If you only use your shop in the summer then placing the collector in a weatherproof outdoor enclosure is another option, though this might be problematic if you don’t live in the country and have neighbours that prefer more quite dust-free outdoor pursuits in the summer. Having the motor outside will also limit how late into the evening you can use the system before getting an angry visit from your neighbour. Because dust collectors move a great volume of air, placing the dust collector outdoors will very quickly remove all of the heated air from your shop in the winter. Placing the dust collector in a separate room in your shop can go a long way to deadening the noise but be sure that the room is large enough to remain cool with the dust collector running for extended periods. You can provide some baffled ventilation to aerate the room and contain the noise.
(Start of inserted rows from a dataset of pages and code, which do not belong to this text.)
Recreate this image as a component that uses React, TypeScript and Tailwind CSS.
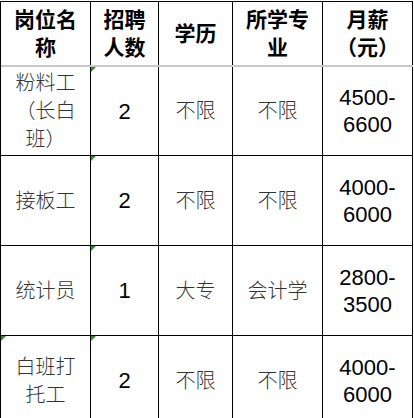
const font = { fontFamily: '"Liberation Sans", "Noto Sans CJK SC", sans-serif' };

type Row = {
  name: string[];
  count: string;
  edu: string;
  major: string;
  pay: string[];
  h: string;
  nameMark?: boolean;
};

const rows: Row[] = [
  { name: ["粉料工", "（长白", "班）"], count: "2", edu: "不限", major: "不限", pay: ["4500-", "6600"], h: "h-[89px]" },
  { name: ["接板工"], count: "2", edu: "不限", major: "不限", pay: ["4000-", "6000"], h: "h-[90px]" },
  { name: ["统计员"], count: "1", edu: "大专", major: "会计学", pay: ["2800-", "3500"], h: "h-[90px]" },
  { name: ["白班打", "托工"], count: "2", edu: "不限", major: "不限", pay: ["4000-", "6000"], h: "h-[90px]", nameMark: true },
];

const Mark = () => (
  <span className="absolute left-0 top-0 h-0 w-0 border-l-[5px] border-b-[5px] border-l-[#2e8b2e] border-b-transparent" />
);

const Cell = ({ children, className = "", mark = false }: { children: React.ReactNode; className?: string; mark?: boolean }) => (
  <div className={`relative flex flex-col items-center justify-center border-r border-black text-center ${className}`}>
    {mark && <Mark />}
    {children}
  </div>
);

const Lines = ({ items, cls }: { items: string[]; cls: string }) => (
  <>
    {items.map((t, i) => (
      <span key={i} className={cls}>
        {t}
      </span>
    ))}
  </>
);

const App = () => {
  const zh = "text-[20px] font-light leading-[28px] text-[#333]";
  const num = "text-[22px] leading-[27px] text-black";
  return (
    <div className="min-h-[418px] w-[414px] overflow-hidden bg-white pt-px" style={font}>
      <div className="w-[413px] border-l border-t border-black">
        {/* header */}
        <div className="grid h-[65px] grid-cols-[90px_68px_74px_90px_90px] border-b-2 border-[#c8c8c8] text-[21px] font-bold leading-[28px] text-black">
          <Cell><Lines items={["岗位名", "称"]} cls="" /></Cell>
          <Cell><Lines items={["招聘", "人数"]} cls="" /></Cell>
          <Cell>学历</Cell>
          <Cell><Lines items={["所学专", "业"]} cls="" /></Cell>
          <Cell><Lines items={["月薪", "（元）"]} cls="" /></Cell>
        </div>

        {rows.map((r, i) => (
          <div key={i} className={`grid grid-cols-[90px_68px_74px_90px_90px] border-b border-black ${r.h}`}>
            <Cell mark={r.nameMark}><Lines items={r.name} cls={zh} /></Cell>
            <Cell mark><span className={num}>{r.count}</span></Cell>
            <Cell><span className={zh}>{r.edu}</span></Cell>
            <Cell><span className={zh}>{r.major}</span></Cell>
            <Cell><Lines items={r.pay} cls={num} /></Cell>
          </div>
        ))}
      </div>
    </div>
  );
};

export default App;
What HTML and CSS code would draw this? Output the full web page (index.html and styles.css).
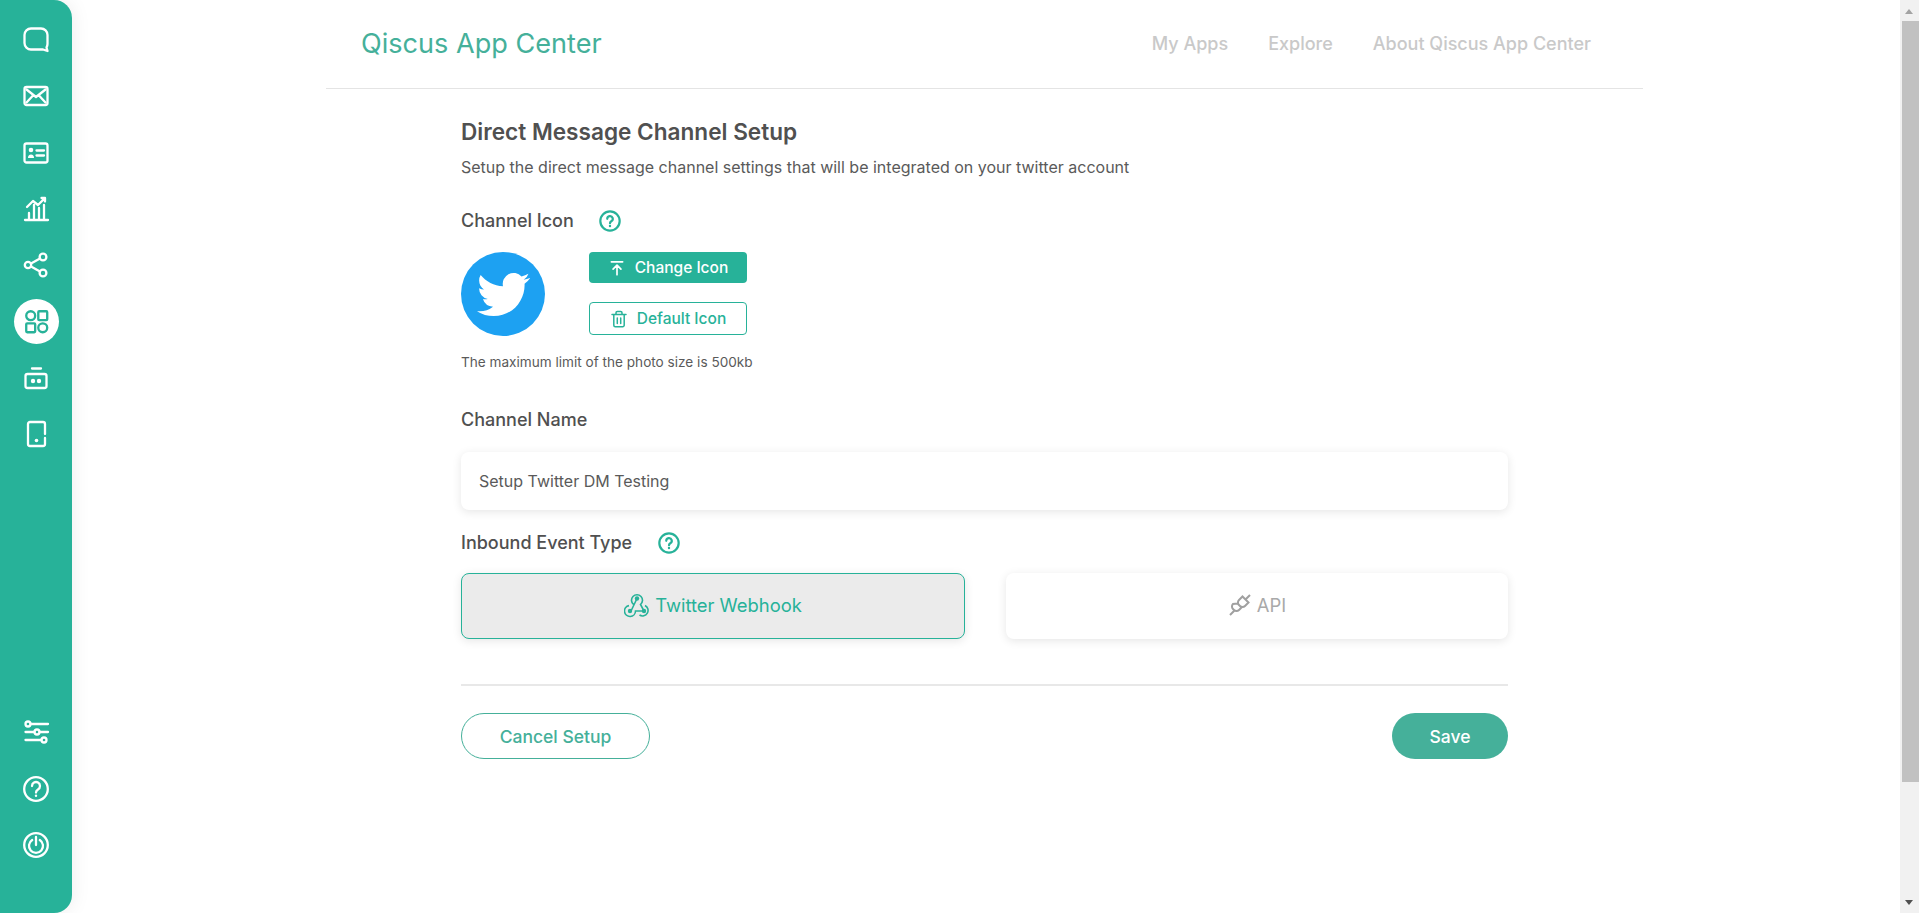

It’s always good to get the longest warranty that you can on shop machinery. While there isn’t much that can go wrong on a dust collector, you don’t want to be stuck having to foot the price of repairs. The best warranty is on the Steel City (5 years), followed by the Craftex and Delta (3 years). The remaining units offer one to two year warranties.
Considering what they provide (a clean shop and healthy lungs), dust collectors are a sound investment and provide excellent value for the money. With prices ranging from $319 (King) to $429 (Samona) you’re bound to find the right collector that fits your budget.
If you set up a dust collector in a permanent location in your shop and run piping to the machine, then having a remote control to turn your collector on and off can be a great advantage. Craftex (busybeetools.com), has both 110 and 220 volt models. The 110 volt model works with any collector up to 1 ½ HP while the 220 volt unit handles collectors up to 3HP. Both come with a control box, to which you connect the collector, and a battery operated remote control that operates the control box from up to 75 feet away.